TASK: The listing below must be repeated word for word, with its images excluded.

RECORDED INFORMATION:
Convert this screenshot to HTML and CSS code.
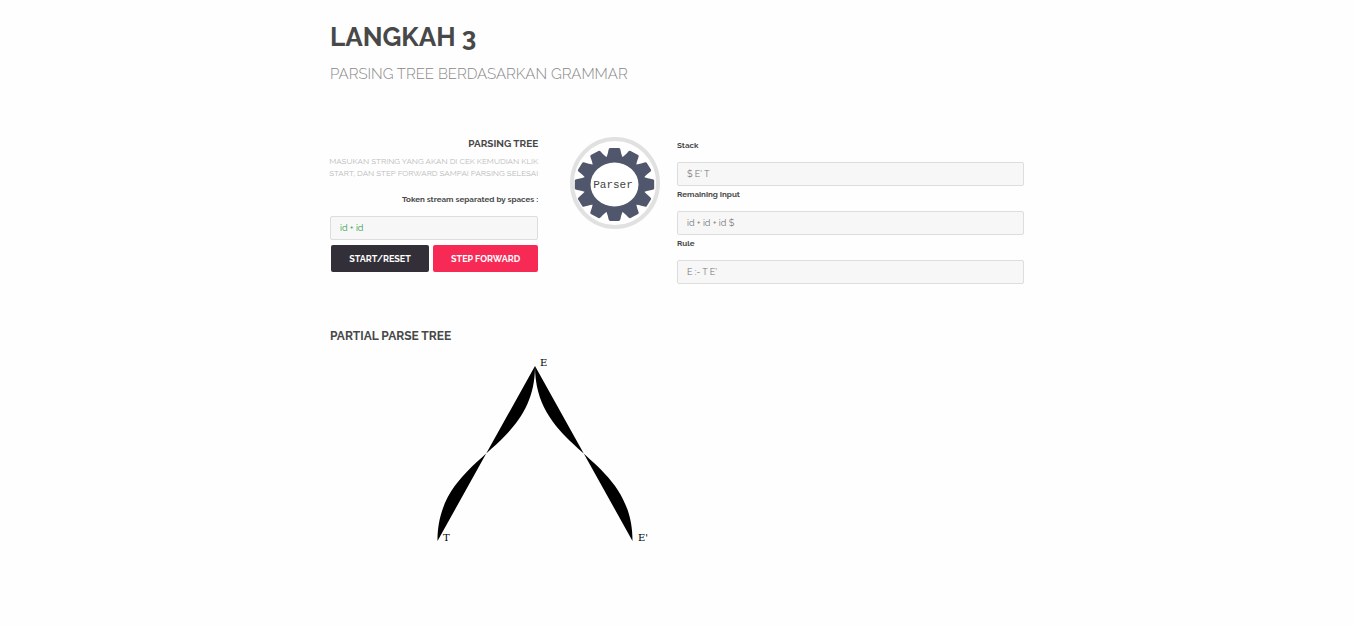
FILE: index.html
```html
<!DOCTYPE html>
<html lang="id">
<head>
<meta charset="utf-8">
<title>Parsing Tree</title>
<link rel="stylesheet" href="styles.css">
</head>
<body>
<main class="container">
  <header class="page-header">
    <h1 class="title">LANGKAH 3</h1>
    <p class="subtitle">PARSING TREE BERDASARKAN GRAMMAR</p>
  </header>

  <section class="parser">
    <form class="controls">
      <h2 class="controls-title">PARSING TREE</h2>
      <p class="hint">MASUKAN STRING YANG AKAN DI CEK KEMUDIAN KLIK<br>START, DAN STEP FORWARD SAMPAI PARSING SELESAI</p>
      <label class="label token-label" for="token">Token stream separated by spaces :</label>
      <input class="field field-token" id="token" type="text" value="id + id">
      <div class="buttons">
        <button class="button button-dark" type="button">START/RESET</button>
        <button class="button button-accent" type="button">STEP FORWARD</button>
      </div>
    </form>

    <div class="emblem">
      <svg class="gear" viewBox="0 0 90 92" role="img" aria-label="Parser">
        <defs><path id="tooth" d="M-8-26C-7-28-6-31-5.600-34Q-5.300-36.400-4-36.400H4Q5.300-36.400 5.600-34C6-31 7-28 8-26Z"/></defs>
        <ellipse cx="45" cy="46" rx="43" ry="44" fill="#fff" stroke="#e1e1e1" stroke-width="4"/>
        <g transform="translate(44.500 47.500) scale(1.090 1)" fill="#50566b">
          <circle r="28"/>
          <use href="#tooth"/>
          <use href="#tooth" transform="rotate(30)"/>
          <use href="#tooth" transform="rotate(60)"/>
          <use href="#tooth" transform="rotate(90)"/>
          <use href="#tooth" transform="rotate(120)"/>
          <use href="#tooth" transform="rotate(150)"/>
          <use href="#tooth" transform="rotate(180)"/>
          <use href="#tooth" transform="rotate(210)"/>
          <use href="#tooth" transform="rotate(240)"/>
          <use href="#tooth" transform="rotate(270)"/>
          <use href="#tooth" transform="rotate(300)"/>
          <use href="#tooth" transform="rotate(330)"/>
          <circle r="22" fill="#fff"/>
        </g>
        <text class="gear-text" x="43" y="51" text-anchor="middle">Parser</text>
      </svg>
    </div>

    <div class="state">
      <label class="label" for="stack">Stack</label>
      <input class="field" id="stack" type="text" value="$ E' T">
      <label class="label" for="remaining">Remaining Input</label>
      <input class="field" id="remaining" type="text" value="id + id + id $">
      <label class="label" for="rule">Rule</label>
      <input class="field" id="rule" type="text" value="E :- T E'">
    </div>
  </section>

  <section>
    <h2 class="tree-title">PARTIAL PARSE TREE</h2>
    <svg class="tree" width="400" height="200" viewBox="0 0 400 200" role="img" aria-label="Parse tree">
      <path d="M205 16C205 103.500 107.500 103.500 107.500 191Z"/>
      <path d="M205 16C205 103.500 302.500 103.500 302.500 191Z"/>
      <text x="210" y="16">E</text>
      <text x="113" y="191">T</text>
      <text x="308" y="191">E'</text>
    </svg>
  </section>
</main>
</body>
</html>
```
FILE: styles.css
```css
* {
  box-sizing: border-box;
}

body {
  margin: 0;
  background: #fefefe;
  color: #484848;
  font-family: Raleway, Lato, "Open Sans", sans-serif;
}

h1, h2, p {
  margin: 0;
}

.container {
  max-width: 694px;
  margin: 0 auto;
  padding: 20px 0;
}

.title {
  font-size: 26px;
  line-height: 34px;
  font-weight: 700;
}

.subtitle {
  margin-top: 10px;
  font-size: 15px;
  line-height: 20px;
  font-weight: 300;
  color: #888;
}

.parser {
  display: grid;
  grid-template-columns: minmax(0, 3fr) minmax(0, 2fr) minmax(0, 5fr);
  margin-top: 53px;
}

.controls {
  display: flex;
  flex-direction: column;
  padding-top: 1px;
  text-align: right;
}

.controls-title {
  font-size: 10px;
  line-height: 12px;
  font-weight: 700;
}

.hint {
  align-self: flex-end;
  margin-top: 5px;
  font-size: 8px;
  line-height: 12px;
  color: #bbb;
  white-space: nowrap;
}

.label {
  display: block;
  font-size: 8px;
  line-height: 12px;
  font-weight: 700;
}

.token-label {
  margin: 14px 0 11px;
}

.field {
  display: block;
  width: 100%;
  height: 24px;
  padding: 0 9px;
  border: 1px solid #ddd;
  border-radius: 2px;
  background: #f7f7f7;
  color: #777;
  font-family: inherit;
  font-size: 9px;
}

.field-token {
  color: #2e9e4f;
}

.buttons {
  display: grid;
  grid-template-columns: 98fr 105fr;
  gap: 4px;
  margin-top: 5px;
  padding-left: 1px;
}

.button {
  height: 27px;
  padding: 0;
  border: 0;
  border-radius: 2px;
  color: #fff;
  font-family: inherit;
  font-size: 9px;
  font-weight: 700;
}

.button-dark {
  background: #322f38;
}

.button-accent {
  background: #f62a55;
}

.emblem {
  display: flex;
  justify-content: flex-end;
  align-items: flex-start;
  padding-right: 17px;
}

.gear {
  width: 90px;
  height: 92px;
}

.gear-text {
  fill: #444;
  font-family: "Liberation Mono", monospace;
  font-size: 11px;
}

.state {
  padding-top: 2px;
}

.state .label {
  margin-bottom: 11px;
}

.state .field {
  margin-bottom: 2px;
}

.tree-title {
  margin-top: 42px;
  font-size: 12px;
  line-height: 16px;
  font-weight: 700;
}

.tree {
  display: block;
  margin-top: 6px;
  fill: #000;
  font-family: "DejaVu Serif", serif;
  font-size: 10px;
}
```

WRITTEN RESPONSE:
Convert this screenshot to HTML and CSS code.
FILE: index.html
```html
<!DOCTYPE html>
<html lang="id">
<head>
<meta charset="utf-8">
<title>Parsing Tree</title>
<link rel="stylesheet" href="styles.css">
</head>
<body>
<main class="container">
  <header class="page-header">
    <h1 class="title">LANGKAH 3</h1>
    <p class="subtitle">PARSING TREE BERDASARKAN GRAMMAR</p>
  </header>

  <section class="parser">
    <form class="controls">
      <h2 class="controls-title">PARSING TREE</h2>
      <p class="hint">MASUKAN STRING YANG AKAN DI CEK KEMUDIAN KLIK<br>START, DAN STEP FORWARD SAMPAI PARSING SELESAI</p>
      <label class="label token-label" for="token">Token stream separated by spaces :</label>
      <input class="field field-token" id="token" type="text" value="id + id">
      <div class="buttons">
        <button class="button button-dark" type="button">START/RESET</button>
        <button class="button button-accent" type="button">STEP FORWARD</button>
      </div>
    </form>

    <div class="emblem">
      <svg class="gear" viewBox="0 0 90 92" role="img" aria-label="Parser">
        <defs><path id="tooth" d="M-8-26C-7-28-6-31-5.600-34Q-5.300-36.400-4-36.400H4Q5.300-36.400 5.600-34C6-31 7-28 8-26Z"/></defs>
        <ellipse cx="45" cy="46" rx="43" ry="44" fill="#fff" stroke="#e1e1e1" stroke-width="4"/>
        <g transform="translate(44.500 47.500) scale(1.090 1)" fill="#50566b">
          <circle r="28"/>
          <use href="#tooth"/>
          <use href="#tooth" transform="rotate(30)"/>
          <use href="#tooth" transform="rotate(60)"/>
          <use href="#tooth" transform="rotate(90)"/>
          <use href="#tooth" transform="rotate(120)"/>
          <use href="#tooth" transform="rotate(150)"/>
          <use href="#tooth" transform="rotate(180)"/>
          <use href="#tooth" transform="rotate(210)"/>
          <use href="#tooth" transform="rotate(240)"/>
          <use href="#tooth" transform="rotate(270)"/>
          <use href="#tooth" transform="rotate(300)"/>
          <use href="#tooth" transform="rotate(330)"/>
          <circle r="22" fill="#fff"/>
        </g>
        <text class="gear-text" x="43" y="51" text-anchor="middle">Parser</text>
      </svg>
    </div>

    <div class="state">
      <label class="label" for="stack">Stack</label>
      <input class="field" id="stack" type="text" value="$ E' T">
      <label class="label" for="remaining">Remaining Input</label>
      <input class="field" id="remaining" type="text" value="id + id + id $">
      <label class="label" for="rule">Rule</label>
      <input class="field" id="rule" type="text" value="E :- T E'">
    </div>
  </section>

  <section>
    <h2 class="tree-title">PARTIAL PARSE TREE</h2>
    <svg class="tree" width="400" height="200" viewBox="0 0 400 200" role="img" aria-label="Parse tree">
      <path d="M205 16C205 103.500 107.500 103.500 107.500 191Z"/>
      <path d="M205 16C205 103.500 302.500 103.500 302.500 191Z"/>
      <text x="210" y="16">E</text>
      <text x="113" y="191">T</text>
      <text x="308" y="191">E'</text>
    </svg>
  </section>
</main>
</body>
</html>
```
FILE: styles.css
```css
* {
  box-sizing: border-box;
}

body {
  margin: 0;
  background: #fefefe;
  color: #484848;
  font-family: Raleway, Lato, "Open Sans", sans-serif;
}

h1, h2, p {
  margin: 0;
}

.container {
  max-width: 694px;
  margin: 0 auto;
  padding: 20px 0;
}

.title {
  font-size: 26px;
  line-height: 34px;
  font-weight: 700;
}

.subtitle {
  margin-top: 10px;
  font-size: 15px;
  line-height: 20px;
  font-weight: 300;
  color: #888;
}

.parser {
  display: grid;
  grid-template-columns: minmax(0, 3fr) minmax(0, 2fr) minmax(0, 5fr);
  margin-top: 53px;
}

.controls {
  display: flex;
  flex-direction: column;
  padding-top: 1px;
  text-align: right;
}

.controls-title {
  font-size: 10px;
  line-height: 12px;
  font-weight: 700;
}

.hint {
  align-self: flex-end;
  margin-top: 5px;
  font-size: 8px;
  line-height: 12px;
  color: #bbb;
  white-space: nowrap;
}

.label {
  display: block;
  font-size: 8px;
  line-height: 12px;
  font-weight: 700;
}

.token-label {
  margin: 14px 0 11px;
}

.field {
  display: block;
  width: 100%;
  height: 24px;
  padding: 0 9px;
  border: 1px solid #ddd;
  border-radius: 2px;
  background: #f7f7f7;
  color: #777;
  font-family: inherit;
  font-size: 9px;
}

.field-token {
  color: #2e9e4f;
}

.buttons {
  display: grid;
  grid-template-columns: 98fr 105fr;
  gap: 4px;
  margin-top: 5px;
  padding-left: 1px;
}

.button {
  height: 27px;
  padding: 0;
  border: 0;
  border-radius: 2px;
  color: #fff;
  font-family: inherit;
  font-size: 9px;
  font-weight: 700;
}

.button-dark {
  background: #322f38;
}

.button-accent {
  background: #f62a55;
}

.emblem {
  display: flex;
  justify-content: flex-end;
  align-items: flex-start;
  padding-right: 17px;
}

.gear {
  width: 90px;
  height: 92px;
}

.gear-text {
  fill: #444;
  font-family: "Liberation Mono", monospace;
  font-size: 11px;
}

.state {
  padding-top: 2px;
}

.state .label {
  margin-bottom: 11px;
}

.state .field {
  margin-bottom: 2px;
}

.tree-title {
  margin-top: 42px;
  font-size: 12px;
  line-height: 16px;
  font-weight: 700;
}

.tree {
  display: block;
  margin-top: 6px;
  fill: #000;
  font-family: "DejaVu Serif", serif;
  font-size: 10px;
}
```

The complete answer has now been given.